Quali differenze di esigenze emergono nelle varie fasce d’età?

«I lavoratori più senior sfruttano lo smart working per conciliare esigenze familiari, mentre la Gen Z è attratta dalla possibilità di evitare trasferimenti giornalieri. Ma in alcuni casi succede il contrario, cioè i giovani preferiscono addirittura andare in ufficio per costruire rapporti con i colleghi e avere un ambiente più confortevole rispetto a casa. Le aziende che vogliono attrarre giovani devono quindi offrire spazi di lavoro accoglienti e flessibili, con la possibilità di scegliere dove lavorare».

Lo smart working può davvero rafforzare il senso di appartenenza dei giovani all’azienda?

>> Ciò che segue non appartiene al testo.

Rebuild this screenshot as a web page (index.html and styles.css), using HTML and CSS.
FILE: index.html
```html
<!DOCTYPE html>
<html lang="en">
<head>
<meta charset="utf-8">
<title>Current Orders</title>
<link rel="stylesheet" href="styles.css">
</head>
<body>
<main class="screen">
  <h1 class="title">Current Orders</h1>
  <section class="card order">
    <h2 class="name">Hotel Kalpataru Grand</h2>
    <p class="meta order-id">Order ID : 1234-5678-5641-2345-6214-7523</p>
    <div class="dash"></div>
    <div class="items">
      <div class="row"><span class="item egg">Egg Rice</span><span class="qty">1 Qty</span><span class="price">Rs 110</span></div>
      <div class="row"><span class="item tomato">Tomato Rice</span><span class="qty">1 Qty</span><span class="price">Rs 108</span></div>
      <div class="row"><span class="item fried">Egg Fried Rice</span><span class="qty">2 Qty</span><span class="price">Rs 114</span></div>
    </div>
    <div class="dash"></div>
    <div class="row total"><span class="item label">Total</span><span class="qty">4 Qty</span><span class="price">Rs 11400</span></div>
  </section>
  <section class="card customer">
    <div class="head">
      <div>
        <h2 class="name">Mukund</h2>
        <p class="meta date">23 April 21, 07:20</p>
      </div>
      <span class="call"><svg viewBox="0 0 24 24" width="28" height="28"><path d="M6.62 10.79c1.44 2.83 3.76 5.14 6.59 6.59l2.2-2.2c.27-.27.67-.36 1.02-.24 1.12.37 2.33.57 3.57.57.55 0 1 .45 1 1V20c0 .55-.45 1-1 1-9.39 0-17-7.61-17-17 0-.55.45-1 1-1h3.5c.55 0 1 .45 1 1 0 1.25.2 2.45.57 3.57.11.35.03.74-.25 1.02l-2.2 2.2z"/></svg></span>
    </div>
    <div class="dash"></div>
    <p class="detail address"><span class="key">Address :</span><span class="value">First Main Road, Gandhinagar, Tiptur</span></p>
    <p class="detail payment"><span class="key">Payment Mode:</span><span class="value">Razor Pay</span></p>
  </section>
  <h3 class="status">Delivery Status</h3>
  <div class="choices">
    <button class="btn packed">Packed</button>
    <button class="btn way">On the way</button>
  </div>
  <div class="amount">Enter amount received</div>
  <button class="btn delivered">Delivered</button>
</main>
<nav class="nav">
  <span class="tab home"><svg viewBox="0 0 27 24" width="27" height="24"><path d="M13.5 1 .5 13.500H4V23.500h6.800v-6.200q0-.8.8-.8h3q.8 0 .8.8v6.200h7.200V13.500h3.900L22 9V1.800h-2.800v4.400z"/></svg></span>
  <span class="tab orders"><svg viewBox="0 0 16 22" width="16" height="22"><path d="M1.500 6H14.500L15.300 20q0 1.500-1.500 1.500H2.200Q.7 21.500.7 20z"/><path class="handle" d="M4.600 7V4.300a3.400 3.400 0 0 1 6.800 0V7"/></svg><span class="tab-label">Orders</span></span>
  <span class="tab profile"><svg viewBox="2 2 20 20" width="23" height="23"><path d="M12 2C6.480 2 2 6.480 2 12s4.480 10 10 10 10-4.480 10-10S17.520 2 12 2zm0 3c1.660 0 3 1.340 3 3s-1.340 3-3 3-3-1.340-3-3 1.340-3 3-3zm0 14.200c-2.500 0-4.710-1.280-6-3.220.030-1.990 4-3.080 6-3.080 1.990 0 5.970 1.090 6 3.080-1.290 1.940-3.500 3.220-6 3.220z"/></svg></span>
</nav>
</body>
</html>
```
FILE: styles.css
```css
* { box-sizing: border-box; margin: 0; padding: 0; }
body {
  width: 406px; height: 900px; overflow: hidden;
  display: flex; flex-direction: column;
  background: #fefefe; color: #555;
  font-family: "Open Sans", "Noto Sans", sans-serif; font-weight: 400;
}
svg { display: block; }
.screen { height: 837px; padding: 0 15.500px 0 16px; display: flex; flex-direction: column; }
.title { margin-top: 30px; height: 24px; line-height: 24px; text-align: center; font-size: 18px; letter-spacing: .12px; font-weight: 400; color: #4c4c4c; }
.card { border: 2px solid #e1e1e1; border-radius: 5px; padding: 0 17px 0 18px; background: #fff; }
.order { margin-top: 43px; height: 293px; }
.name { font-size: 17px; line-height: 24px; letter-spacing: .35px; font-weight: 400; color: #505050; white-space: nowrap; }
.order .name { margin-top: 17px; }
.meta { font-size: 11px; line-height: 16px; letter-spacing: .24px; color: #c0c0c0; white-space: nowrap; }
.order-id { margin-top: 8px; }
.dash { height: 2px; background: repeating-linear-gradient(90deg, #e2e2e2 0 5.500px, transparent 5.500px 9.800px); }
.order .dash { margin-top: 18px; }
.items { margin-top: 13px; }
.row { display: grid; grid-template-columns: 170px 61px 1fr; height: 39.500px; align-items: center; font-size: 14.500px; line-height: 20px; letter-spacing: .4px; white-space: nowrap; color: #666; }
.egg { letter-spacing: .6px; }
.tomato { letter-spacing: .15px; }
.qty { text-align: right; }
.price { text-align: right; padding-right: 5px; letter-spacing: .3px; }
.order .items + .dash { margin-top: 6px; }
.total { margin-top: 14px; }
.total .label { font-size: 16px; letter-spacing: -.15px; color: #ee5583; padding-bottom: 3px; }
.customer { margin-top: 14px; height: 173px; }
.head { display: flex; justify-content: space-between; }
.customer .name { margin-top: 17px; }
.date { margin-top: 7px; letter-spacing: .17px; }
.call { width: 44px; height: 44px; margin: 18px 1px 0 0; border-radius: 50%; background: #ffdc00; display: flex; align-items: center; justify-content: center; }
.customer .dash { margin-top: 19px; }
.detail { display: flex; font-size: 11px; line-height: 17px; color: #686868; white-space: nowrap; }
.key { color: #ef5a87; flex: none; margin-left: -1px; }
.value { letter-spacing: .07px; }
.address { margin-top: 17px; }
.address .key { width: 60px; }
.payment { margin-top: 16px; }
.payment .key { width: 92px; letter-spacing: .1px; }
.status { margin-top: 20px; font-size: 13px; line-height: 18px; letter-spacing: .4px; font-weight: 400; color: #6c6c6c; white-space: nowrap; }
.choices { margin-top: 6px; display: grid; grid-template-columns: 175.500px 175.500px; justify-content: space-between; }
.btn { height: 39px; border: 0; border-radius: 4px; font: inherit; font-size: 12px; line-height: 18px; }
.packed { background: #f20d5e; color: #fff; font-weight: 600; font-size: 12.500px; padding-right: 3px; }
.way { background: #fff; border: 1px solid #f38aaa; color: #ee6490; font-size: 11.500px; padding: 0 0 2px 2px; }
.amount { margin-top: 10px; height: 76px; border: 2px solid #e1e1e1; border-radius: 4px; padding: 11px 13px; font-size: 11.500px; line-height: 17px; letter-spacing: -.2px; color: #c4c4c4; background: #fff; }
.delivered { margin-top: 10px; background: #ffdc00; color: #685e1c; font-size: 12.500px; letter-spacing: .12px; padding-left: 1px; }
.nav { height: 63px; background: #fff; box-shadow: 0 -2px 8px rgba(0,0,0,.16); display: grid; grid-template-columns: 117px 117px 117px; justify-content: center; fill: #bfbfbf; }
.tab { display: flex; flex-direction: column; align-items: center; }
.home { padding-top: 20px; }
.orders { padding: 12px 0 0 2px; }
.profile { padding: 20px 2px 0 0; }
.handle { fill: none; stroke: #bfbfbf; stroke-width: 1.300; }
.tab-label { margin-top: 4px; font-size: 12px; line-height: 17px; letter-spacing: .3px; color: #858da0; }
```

«Se strutturato correttamente, sì. Lo smart working è molto apprezzato dai giovani perché rappresenta una forma di fiducia da parte dell’azienda, basata sui risultati anziché sulle ore passate in ufficio. Tuttavia, un lavoro completamente da remoto può rischiare di indebolire il senso di appartenenza. È importante mantenere un equilibrio tra giornate in presenza e giornate di lavoro agile, specialmente per i nuovi assunti. Le aziende devono trasmettere ai giovani che lo smart working è un’opportunità per essere autonomi, ma anche una responsabilità verso gli obiettivi del team».

In fase di selezione, può essere un fattore decisivo per attrarre candidati Gen Z?

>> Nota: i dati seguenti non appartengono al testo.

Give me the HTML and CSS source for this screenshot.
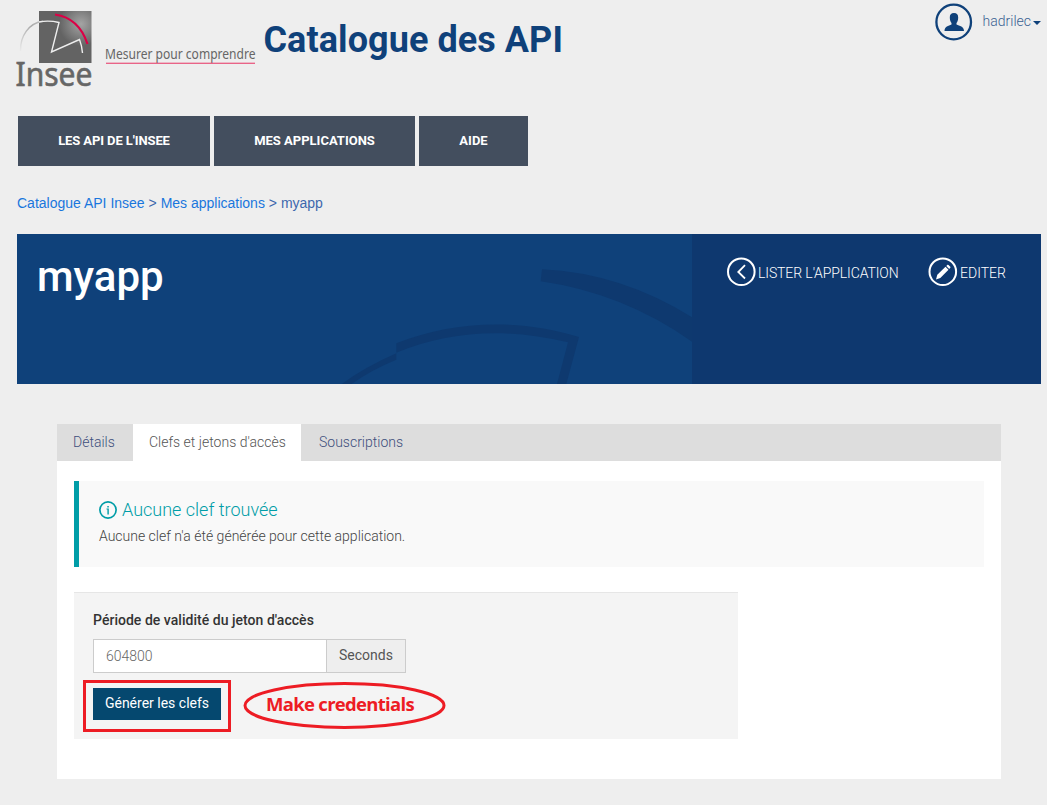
FILE: index.html
```html
<!DOCTYPE html>
<html lang="fr">
<head>
<meta charset="utf-8">
<title>Catalogue des API</title>
<link rel="stylesheet" href="styles.css">
</head>
<body>
<header class="header">
  <svg class="logo" width="250" height="100" viewBox="0 0 250 100" role="img" aria-label="Insee">
    <defs>
      <radialGradient id="glow" gradientUnits="userSpaceOnUse" cx="73" cy="24" r="22">
        <stop offset="0" stop-color="#a4a4a4"/><stop offset="1" stop-color="#636363"/>
      </radialGradient>
      <linearGradient id="fade" gradientUnits="userSpaceOnUse" x1="10" y1="51" x2="34" y2="20">
        <stop offset="0" stop-color="#eee"/><stop offset=".7" stop-color="#aaa"/><stop offset="1" stop-color="#bbb"/>
      </linearGradient>
    </defs>
    <rect x="31" y="11" width="52.500" height="52" fill="url(#glow)"/>
    <path d="M12.500 51C12 36 21 23 35 21.300" fill="none" stroke="url(#fade)" stroke-width="1.400"/>
    <path d="M31 21.900Q41 20 51 22.500L43.500 52L71.500 39.500Q74 46 74.500 53" fill="none" stroke="#eee" stroke-width="1.400"/>
    <path d="M47 14.500Q71 18 79.500 44" fill="none" stroke="#dc0046" stroke-width="2.200"/>
    <text class="logo-name" x="7.500" y="86" textLength="77" lengthAdjust="spacingAndGlyphs">Insee</text>
    <text class="logo-motto" x="97" y="59" textLength="150.500" lengthAdjust="spacingAndGlyphs">Mesurer pour comprendre</text>
    <rect x="98" y="62.700" width="149" height="1.100" fill="#e8426f"/>
  </svg>
  <h1 class="site-title">Catalogue des API</h1>
  <div class="user">
    <svg width="38" height="38" viewBox="0 0 38 38"><circle cx="18.700" cy="19" r="17.300" fill="none" stroke="#0f417a" stroke-width="2.300"/><path d="M19 10c3 0 4.200 1.500 4.200 4.500 0 3-1 4.500-1.700 5.500v1.500c3 1.200 7.500 2 7.500 6.500H9.500c0-4.500 4-5.300 7-6.500V20c-1-1.200-1.700-2.700-1.700-5.500 0-3 1.200-4.500 4.200-4.500z" fill="#0f417a"/></svg>
    <span class="user-name">hadrilec</span><span class="caret"></span>
  </div>
</header>
<nav class="nav">
  <a class="nav-item nav-api">LES API DE L'INSEE</a>
  <a class="nav-item nav-apps">MES APPLICATIONS</a>
  <a class="nav-item nav-help">AIDE</a>
</nav>
<div class="breadcrumb"><a>Catalogue API Insee</a> &gt; <a>Mes applications</a> &gt; <span>myapp</span></div>
<section class="hero">
  <div class="hero-main"><h2 class="app-name">myapp</h2>
    <svg class="hero-art" width="675" height="150" viewBox="0 0 675 150"><g fill="#0e396f"><path d="M525 35.300Q604 39 675 83.300V107.700Q606 59 523.700 47.300z"/><path d="M379.300 109.300C435 87 500 84 562 103L549.300 150H540L551 108.300C490 94 435 96 379.300 118.700z"/><path d="M324.700 150Q348 133 379.300 119.300V125.700Q354 136 334.700 150z"/></g></svg>
  </div>
  <div class="hero-actions">
    <a class="action action-list"><svg width="30" height="30" viewBox="0 0 30 30" fill="none" stroke="#fff"><circle cx="15.300" cy="14.700" r="13.300" stroke-width="2"/><path d="M19 8.200L12.300 15L19 21.500" stroke-width="1.800"/></svg><span class="action-label">LISTER L'APPLICATION</span></a>
    <a class="action"><svg width="30" height="30" viewBox="0 0 30 30"><circle cx="14.800" cy="14.700" r="13.300" fill="none" stroke="#fff" stroke-width="2"/><path d="M8 22.500L9.300 17.800L17.500 9.800L20.500 12.800L12.300 21zM18.300 9L19.500 7.800Q20 7.500 20.500 8L22.300 9.800Q22.700 10.300 22.300 10.800L21.200 12z" fill="#fff"/></svg><span>EDITER</span></a>
  </div>
</section>
<main class="panel">
  <div class="tabs"><a class="tab tab-details">Détails</a><a class="tab tab-active">Clefs et jetons d'accès</a><a class="tab tab-subs">Souscriptions</a></div>
  <div class="panel-body">
    <div class="notice">
      <h3 class="notice-title"><svg width="18" height="18" viewBox="0 0 18 18"><circle cx="9" cy="9" r="8.100" fill="none" stroke="#009da7" stroke-width="1.700"/><path d="M8.300 5h1.500v1.400H8.300zM7.500 7.600h2.300V13.500H8.400V8.500H7.500z" fill="#009da7"/></svg><span>Aucune clef trouvée</span></h3>
      <p class="notice-text">Aucune clef n'a été générée pour cette application.</p>
    </div>
    <div class="form">
      <label class="form-label">Période de validité du jeton d'accès</label>
      <div class="input-group"><div class="input">604800</div><div class="addon">Seconds</div></div>
      <div class="form-actions">
        <div class="highlight"><button class="button">Générer les clefs</button></div>
        <div class="callout"><svg class="callout-ring" width="204" height="49" viewBox="0 0 204 49"><ellipse cx="101.500" cy="24.500" rx="99.500" ry="22" fill="none" stroke="#ed1c24" stroke-width="3"/></svg><span class="callout-text">Make credentials</span></div>
      </div>
    </div>
  </div>
</main>
</body>
</html>
```
FILE: styles.css
```css
* { box-sizing: border-box; }
body { margin: 0; width: 1047px; height: 805px; overflow: hidden; background: #eee; font-family: Roboto, sans-serif; font-size: 14px; font-weight: 300; color: #444; }
h1, h2, h3, p { margin: 0; }
svg { display: block; flex: none; }
.header { display: flex; height: 116px; padding-left: 8px; }
.logo { flex: none; }
.logo text { fill: #666; font-family: "Noto Sans", sans-serif; font-weight: 400; }
.logo .logo-name { font-size: 32px; stroke: #666; stroke-width: .6px; }
.logo .logo-motto { font-size: 14px; }
.site-title { margin: 19px 0 0 5.500px; font-size: 36px; line-height: 42px; font-weight: 700; color: #0f417a; white-space: nowrap; letter-spacing: .07px; }
.user { display: flex; margin: 3px 6px 0 auto; height: 38px; }
.user-name { margin-left: 10px; line-height: 36px; color: #3a6292; }
.caret { margin: 18px 0 0 2px; width: 8px; height: 4px; border: 4px solid transparent; border-top-color: #0f417a; border-bottom: 0; }
.nav { display: flex; gap: 4px; padding-left: 18px; height: 50px; }
.nav-item { display: flex; align-items: center; justify-content: center; background: #434e5e; color: #fff; font-size: 13px; font-weight: 700; padding-bottom: 1px; }
.nav-api { width: 192px; letter-spacing: -.1px; }
.nav-apps { width: 201px; }
.nav-help { width: 109px; }
.breadcrumb { height: 68px; padding: 27px 0 0 17px; font-family: "Liberation Sans", sans-serif; font-weight: 400; line-height: 20px; font-size: 14px; color: #3d68ad; }
.breadcrumb a { color: #1976dd; }
.hero { display: flex; width: 1024px; height: 150px; margin-left: 17px; background: #0e386f; }
.hero-main { position: relative; width: 675px; background: #0f417a; padding: 18px 0 0 20px; }
.hero-art { position: absolute; left: 0; top: 0; }
.app-name { font-size: 42px; line-height: 50px; font-weight: 500; color: #fff; }
.hero-actions { display: flex; padding: 23px 0 0 34px; }
.action { display: flex; height: 30px; gap: 2px; color: #fff; line-height: 32px; white-space: nowrap; }
.action-list { width: 202px; }
.action-label { letter-spacing: -.1px; }
.panel { width: 944px; height: 355px; margin: 40px 0 0 57px; background: #fff; }
.tabs { display: flex; height: 37px; background: #ddd; line-height: 36px; }
.tab { color: #3e4f7c; }
.tab-details { width: 76px; padding-left: 16px; }
.tab-active { width: 168px; padding-left: 16px; background: #fff; color: #555; }
.tab-subs { padding-left: 18px; }
.panel-body { padding: 20px 17px 0; }
.notice { height: 86px; background: #f9f9f9; border-left: 5px solid #009da7; padding: 18px 0 0 20px; }
.notice-title { display: flex; gap: 5px; align-items: center; height: 22px; font-size: 18px; line-height: 22px; font-weight: 300; color: #009da7; }
.notice-text { margin-top: 5px; line-height: 20px; }
.form { width: 664px; height: 147px; margin-top: 25px; border-top: 1px solid #e6e6e6; background: #f4f4f4; padding: 17px 0 0 9px; }
.form-label { display: block; padding-left: 10px; line-height: 20px; font-weight: 500; color: #333; letter-spacing: .03px; }
.input-group { display: flex; width: 313px; height: 34px; margin: 9px 0 0 10px; border: 1px solid #ccc; line-height: 32px; }
.input { width: 232px; background: #fff; padding-left: 12px; color: #666; }
.addon { flex: 1; border-left: 1px solid #ccc; background: #eee; text-align: center; font-weight: 400; color: #555; line-height: 31px; }
.form-actions { display: flex; margin-top: 7px; }
.highlight { width: 148px; height: 52px; border: 3px solid #ed1c24; padding: 5px 7px; }
.button { display: block; width: 128px; height: 32px; border: 0; padding: 0 0 1px; background: #05486f; color: #fff; font: 400 14px/31px Roboto, sans-serif; }
.callout { position: relative; width: 204px; height: 49px; margin: 1px 0 0 12px; }
.callout-ring { position: absolute; left: 0; top: 0; }
.callout-text { display: block; padding-left: 23px; font: 700 18.500px/45px "Open Sans", sans-serif; color: #ed1c24; letter-spacing: -.7px; white-space: nowrap; }
```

«Assolutamente. I giovani cercano informazioni sulle modalità di lavoro già dai primi contatti con l’azienda. La flessibilità è tra le prime domande che un candidato della Gen Z pone, perché percepisce lo smart working non solo come un benefit, ma come un modo di lavorare allineato con i propri valori. È però fondamentale non presentarlo come un “benefit” o un diritto acquisito, bensì come un’opportunità di crescita e responsabilizzazione, in cui la flessibilità è accompagnata dalla responsabilità di raggiungere obiettivi concreti».

Qual è il ruolo della formazione? La sua ricerca ha evidenziato l’uso di strumenti digitali a distanza specifici per il training?

«La formazione resta fondamentale, soprattutto per i nuovi ingressi, e spesso richiede la presenza fisica per favorire l’apprendimento della cultura aziendale e la socializzazione. Tuttavia, la digitalizzazione rende possibile una parte di formazione a distanza, che può integrare lo smart working come modalità formativa. Alcune aziende usano le giornate di formazione per permettere ai dipendenti di fare smart working, senza trascurare i momenti di affiancamento in presenza, essenziali per una vera integrazione aziendale».

I giovani dicono che vogliono anche vivere e non solo lavorare... Quanto incide lo smart working su questo aspetto esistenziale?

«Sicuramente sì: la flessibilità ha migliorato l’equilibrio vita-lavoro, consentendo ai giovani di organizzarsi meglio. Tuttavia, va gestito il rischio di sovraccarico, dato che la mancanza di un confine fisso può portare a orari prolungati. È essenziale che le aziende adottino misure per evitare il sovraccarico, sensibilizzando i dipendenti sull’importanza di rispettare i propri tempi di recupero».

Come si può formare la leadership intermedia nelle aziende affinché supporti il desiderio dell’«ufficio a casa» per la Generazione Z?

«Per molti manager intermedi lo smart working rappresenta una sfida perché cambia il modo di gestire il team. Mentre i dirigenti sono abituati a lavorare per obiettivi, i manager intermedi possono trovarsi in difficoltà senza il controllo diretto. Le aziende che vogliono attrarre e trattenere giovani talenti devono quindi investire nella formazione della leadership intermedia, aiutandoli a guidare per risultati e a valorizzare l’autonomia dei collaboratori».

Quale consiglio darebbe a un giovane che si affaccia al mondo del lavoro per non scontrarsi con l’azienda sullo smart working?

«Il mio consiglio per la Generazione Z è di vivere lo smart working come un’opportunità per mettersi alla prova, sviluppando fin da subito autonomia e capacità di gestione degli obiettivi. È essenziale però non dimenticare l’importanza della collaborazione e delle relazioni di team: lo smart working non deve essere interpretato in modo rigido, ma va vissuto come un equilibrio tra autonomia e responsabilità condivisa. Così facendo, il lavoro agile può diventare uno strumento di crescita sia per i giovani sia per l’azienda».